A survey of HSBC Holdings PLC’s 237,000 staff has highlighted falling morale as employees brace themselves for job cuts in a strategy review due later this month.
At HSBC’s European arm, confidence in the direction of the bank dropped 21 points in the second half of last year compared with the first half, according to an internal document seen by Bloomberg News.
Only 38 percent of employees in Europe, which excludes the UK business and is expected to bear the brunt of the coming cuts, said they felt confident about the company’s future, while 28 percent were recorded saying they were seeing a “positive impact” from the bank’s strategy, a fall of 15 percentage points.
Photo: AFP
The findings reflect an unstable period at the bank, which ousted its former boss, John Flint, in August last year, before embarking on sweeping changes under interim CEO Noel Quinn.
Global turbulence from a novel coronavirus and democracy protests in Hong Kong, where HSBC makes about a third of its revenue, have added to the uncertainty ahead of a strategic review expected alongside results on Tuesday next week.
“Confidence in the future has dropped everywhere except in some Latam [Latin American] markets,” the bank said in documents seen by Bloomberg.
Across HSBC, there was an 8 percentage point drop in confidence to 66 percent. On the upside, 63 percent of staff agreed that “leadership is genuinely receptive to being challenged,” a rise of 3 points.
“The increase in neutral sentiment suggests a ‘wait-and-see’ approach to HSBC’s strategy. This underscores the need for clear and consistent messaging to support forthcoming strategy updates,” the internal report stated.
The poll will make sober reading for HSBC’s directors. More than 100,000 employees took part in the survey, including in businesses and countries that are expected to face cuts.
In France, where HSBC is already trying to sell its retail bank, less than half the employees said they were confident about the bank’s future.
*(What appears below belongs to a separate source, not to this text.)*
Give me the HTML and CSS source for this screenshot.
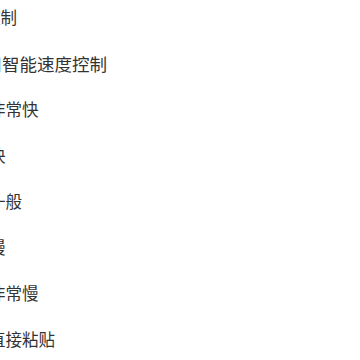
FILE: index.html
```html
<!DOCTYPE html>
<html lang="zh-CN">
<head>
    <meta charset="UTF-8">
    <meta name="viewport" content="width=device-width, initial-scale=1.0">
    <title>速度控制</title>
    <link rel="stylesheet" href="styles.css">
</head>
<body>
    <div class="settings">
        <div class="row title"><span>速度控制</span></div>
        <div class="row switch"><span>启用智能速度控制</span></div>
        <div class="row"><span>非常快</span></div>
        <div class="row"><span>快</span></div>
        <div class="row"><span>一般</span></div>
        <div class="row"><span>慢</span></div>
        <div class="row"><span>非常慢</span></div>
        <div class="row"><span>直接粘贴</span></div>
    </div>
</body>
</html>
```

FILE: styles.css
```css
html, body {
    margin: 0;
    background: #ffffff;
}
body {
    font-family: "Noto Sans CJK SC", "Noto Sans", sans-serif;
    color: #333333;
    overflow: hidden;
}
.settings {
    margin-top: -6px;
    margin-left: -11px;
}
.row {
    height: 46px;
    display: flex;
    align-items: center;
    font-size: 16.5px;
    white-space: nowrap;
}
.row.title {
    margin-left: -38px;
}
.row.switch {
    margin-left: -22px;
    font-size: 17.5px;
}
```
HSBC wrote to its employees on Monday last week in an attempt to calm fears, saying that they would be given full details of the plans later this month and warning of “speculation in the media” as to the nature of the coming announcement.
“While we appreciate that this can be unsettling, we cannot and do not comment on media speculation,” the bank told staff.
A spokeswoman for HSBC declined to comment for this article.